Does anyone know what is the purpose is of having so many smaller AA Cells? I would think it would last longer with the larger cells. Or is it a voltage issue of some type? Thanks in advance.

to make you spend more money $$$$$??????
 

billt460

Newly Enlightened
Joined
Oct 27, 2022
Messages
2
Location
Lake Havasu City, Arizona
I have since purchased this flashlight as well. It has a 4 cell AA power pack. It offers 3 settings. "HIGH", "MEDIUM", and "LOW". And it is quite bright on it's highest setting. It's a nice flashlight for the money.

A bit off topic, but which Alkaline AA Batteries do you guys find to be the best as far as not leaking? I ask because last year I purchased a "72 Pack", of Ray-O-Vac AA's at Lowe's, and within 4 months over half of them started leaking right in the container they were packaged in. A white crumbly powder started emerging from the ends of the cells.

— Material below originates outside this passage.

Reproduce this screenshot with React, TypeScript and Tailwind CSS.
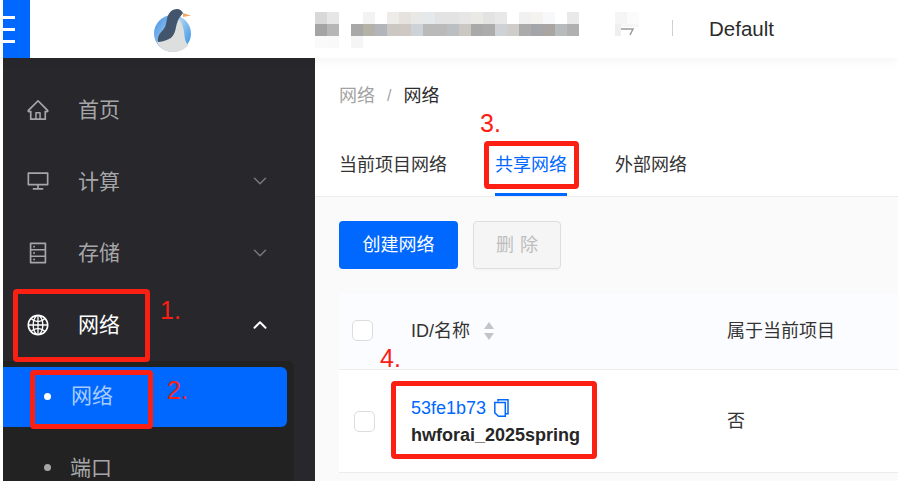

The other day I bought 2, "16 Packs" of Eveready AA's. They claim a 10 year shelf life. It seems ALL AA's purchased today seem more prone to leakage than the same batteries purchased 20 years ago.

Back then I left several Duracell AA's in a old Canon 35 MM power winder, for an older Canon A-1, 35 MM film camera. It thought for certain they would have leaked. But they didn't. They swelled up a bit, but all were easily removed, and nothing internally was damaged.

And they were in the power winder for almost 2 decades. Alkaline AA batteries today would have leaked everywhere in less than 3 years. It seems battery quality has gone to hell.

 

HarryN

Flashlight Enthusiast
Joined
Jan 22, 2004
Messages
3,955
Location
Pleasanton (Bay Area), CA, USA
It is very easy to purchase high quality Li primary cells in AA at any retail store, but nearly impossible to buy them in any other size.

Similarly, it is very easy to find high quality AA NiMH cells with a wide range of discharge vs capacity curves, but more challenging in other battery sizes.

As an example of what is possible in AA cells, look at AACycler.


Most people own at least some devices at home that use AAs, so with some effort you can have most of the devices run one common battery size.

So in general, that what makes them interesting.
 

HarryN

Flashlight Enthusiast
Joined
Jan 22, 2004
Messages
3,955
Location
Pleasanton (Bay Area), CA, USA
I have since purchased this flashlight as well. It has a 4 cell AA power pack. It offers 3 settings. "HIGH", "MEDIUM", and "LOW". And it is quite bright on it's highest setting. It's a nice flashlight for the money.

A bit off topic, but which Alkaline AA Batteries do you guys find to be the best as far as not leaking? I ask because last year I purchased a "72 Pack", of Ray-O-Vac AA's at Lowe's, and within 4 months over half of them started leaking right in the container they were packaged in. A white crumbly powder started emerging from the ends of the cells.

The other day I bought 2, "16 Packs" of Eveready AA's. They claim a 10 year shelf life. It seems ALL AA's purchased today seem more prone to leakage than the same batteries purchased 20 years ago.

Back then I left several Duracell AA's in a old Canon 35 MM power winder, for an older Canon A-1, 35 MM film camera. It thought for certain they would have leaked. But they didn't. They swelled up a bit, but all were easily removed, and nothing internally was damaged.

And they were in the power winder for almost 2 decades. Alkaline AA batteries today would have leaked everywhere in less than 3 years. It seems battery quality has gone to hell.



In general, don't buy alkaline cells. It seems like eventually they will all leak.

Switch to either Li primary cells or a Ni based rechargeable cell.